CMM-You recently released a record called “Without Numbers”. What was the writing and recording process like for these tracks and were there any particular pieces of gear you used to get the sound you were looking for?

Eli-‘without numbers’ came about because I serendipitously inherited a Yamaha pf80 electric piano and a Mackie Onyx 1640 mixing board from family friends who were cleaning out their basement. I love a dusty analog toy, and I try to let my tools speak and sputter and guide the project at hand. I wanted to get to know them.

I had this sort of katabasis structure in mind, with Side A being a descent and Side B wandering the underworld. I improvised with the mixer, did some light editing and extracted the three pieces that make up Side A, then responded with electric piano.

For Side B I started with the text: a public domain recording of Emma Goldman’s essay Minorities Versus Majorities, read by Lee Elliott. I made selections from the text and determined a rough length, then improvised on the mixing board for that length of time. I then rearranged the vocals to the mixing board work, made numerous edits, then finished by once again responding to it on the electric piano.

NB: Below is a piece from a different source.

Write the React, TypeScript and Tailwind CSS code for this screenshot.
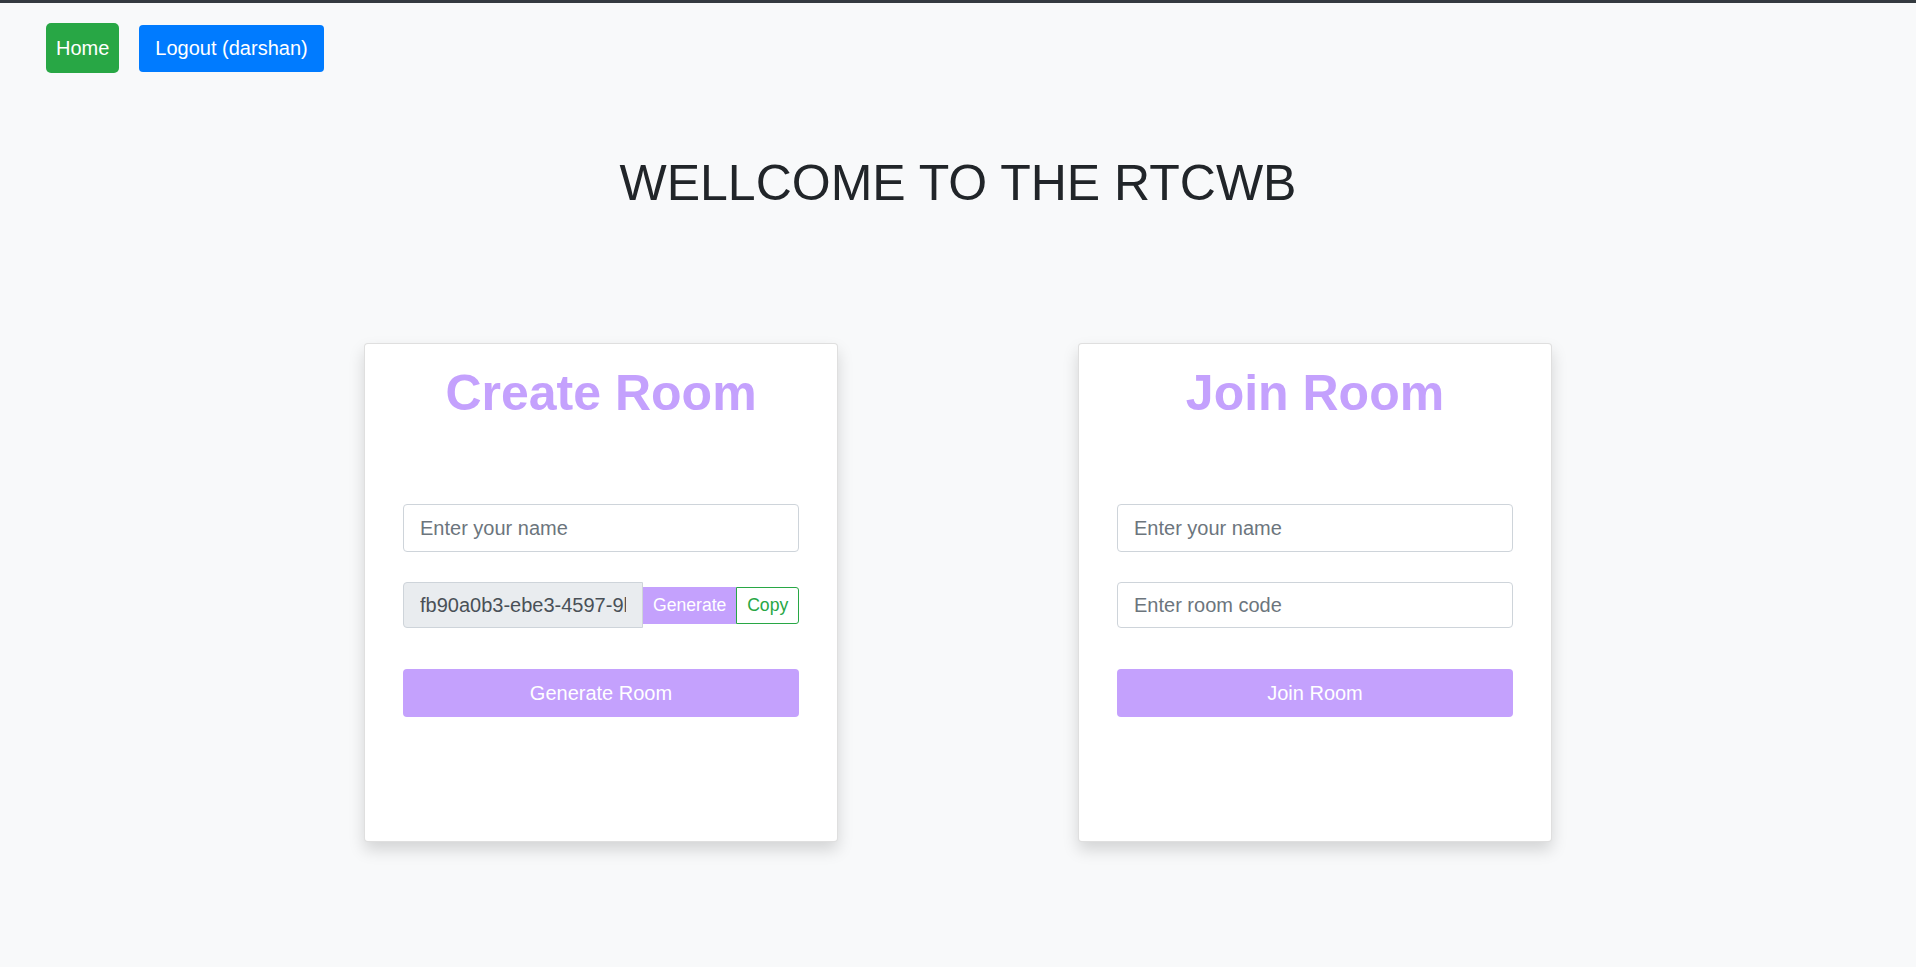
import React from 'react'

const lavender = 'bg-[#c4a1fd]'

const CreateCard = () => {
  return (
    <div className="w-[474px] h-[499px] bg-white border border-[rgba(0,0,0,0.125)] rounded-[4px] shadow-[0_8px_16px_rgba(0,0,0,0.15)] px-[38px] pt-[19px]">
      <h2 className="text-center text-[50px] leading-[60px] font-bold text-[#c4a1fd]">Create Room</h2>
      <input
        className="mt-[81px] block w-full h-[48px] px-4 text-[20px] text-[#495057] bg-white border border-[#ced4da] rounded-[4px] placeholder:text-[#6c757d] outline-none"
        placeholder="Enter your name"
      />
      <div className="mt-[30px] flex items-center">
        <input
          readOnly
          value="fb90a0b3-ebe3-4597-9b1c-7e2d4f6a8c10"
          className="w-[240px] h-[46px] px-4 text-[20px] text-[#495057] bg-[#e9ecef] border border-[#ced4da] rounded-l-[4px] outline-none"
        />
        <button className={`${lavender} h-[37px] px-[10px] text-[17.6px] text-white`}>Generate</button>
        <button className="h-[37px] flex-1 bg-white border border-[#28a745] text-[#28a745] text-[17.6px] rounded-r-[3px]">Copy</button>
      </div>
      <button className={`mt-[41px] w-full h-[48px] ${lavender} text-white text-[20px] rounded-[4px]`}>Generate Room</button>
    </div>
  )
}

const JoinCard = () => {
  return (
    <div className="w-[474px] h-[499px] bg-white border border-[rgba(0,0,0,0.125)] rounded-[4px] shadow-[0_8px_16px_rgba(0,0,0,0.15)] px-[38px] pt-[19px]">
      <h2 className="text-center text-[50px] leading-[60px] font-bold text-[#c4a1fd]">Join Room</h2>
      <input
        className="mt-[81px] block w-full h-[48px] px-4 text-[20px] text-[#495057] bg-white border border-[#ced4da] rounded-[4px] placeholder:text-[#6c757d] outline-none"
        placeholder="Enter your name"
      />
      <input
        className="mt-[30px] block w-full h-[46px] px-4 text-[20px] text-[#495057] bg-white border border-[#ced4da] rounded-[4px] placeholder:text-[#6c757d] outline-none"
        placeholder="Enter room code"
      />
      <button className={`mt-[41px] w-full h-[48px] ${lavender} text-white text-[20px] rounded-[4px]`}>Join Room</button>
    </div>
  )
}

const App = () => {
  return (
    <div className="min-h-screen bg-[#f8f9fa] border-t-[3px] border-[#343a40] font-['Liberation_Sans',Arial,sans-serif]">
      <nav className="pt-[20px] pl-[46px] flex items-center gap-[20px]">
        <a className="h-[50px] px-[10px] flex items-center bg-[#28a745] text-white text-[20px] rounded-[5px] cursor-pointer">Home</a>
        <button className="h-[47px] px-4 bg-[#007bff] text-white text-[20px] rounded-[4px]">Logout (darshan)</button>
      </nav>

      <h1 className="mt-[80px] text-center text-[50px] leading-[60px] text-[#212529]">WELLCOME TO THE RTCWB</h1>

      <div className="mt-[130px] flex justify-center gap-[240px]">
        <CreateCard />
        <JoinCard />
      </div>
    </div>
  )
}

export default App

The cover photo was taken in the field behind my home, looking particularly like a dark wood.

 

CMM-If you could do a score for any film director, who would it be and what would the film be about?

Eli-Tsai Ming-liang’s adaptation of the novel Dhalgren, by Samuel R. Delany.

 

CMM-Anything coming up?

Eli-I make games and will have two launching on Steam and itch.io in 2026: Bones for Soup, a queer theatre nightmare, and Monkey Puzzle Dungeon, a pixelated word-puzzle game I co-designed with Rebecca Smit. Both have hour-plus soundtracks I’ve composed that will be forthcoming on Bandcamp.

Right now folks should check out Pity This Busy Monster on Steam, which is an odd little game about a donut factory. That soundtrack is also available on Bandcamp.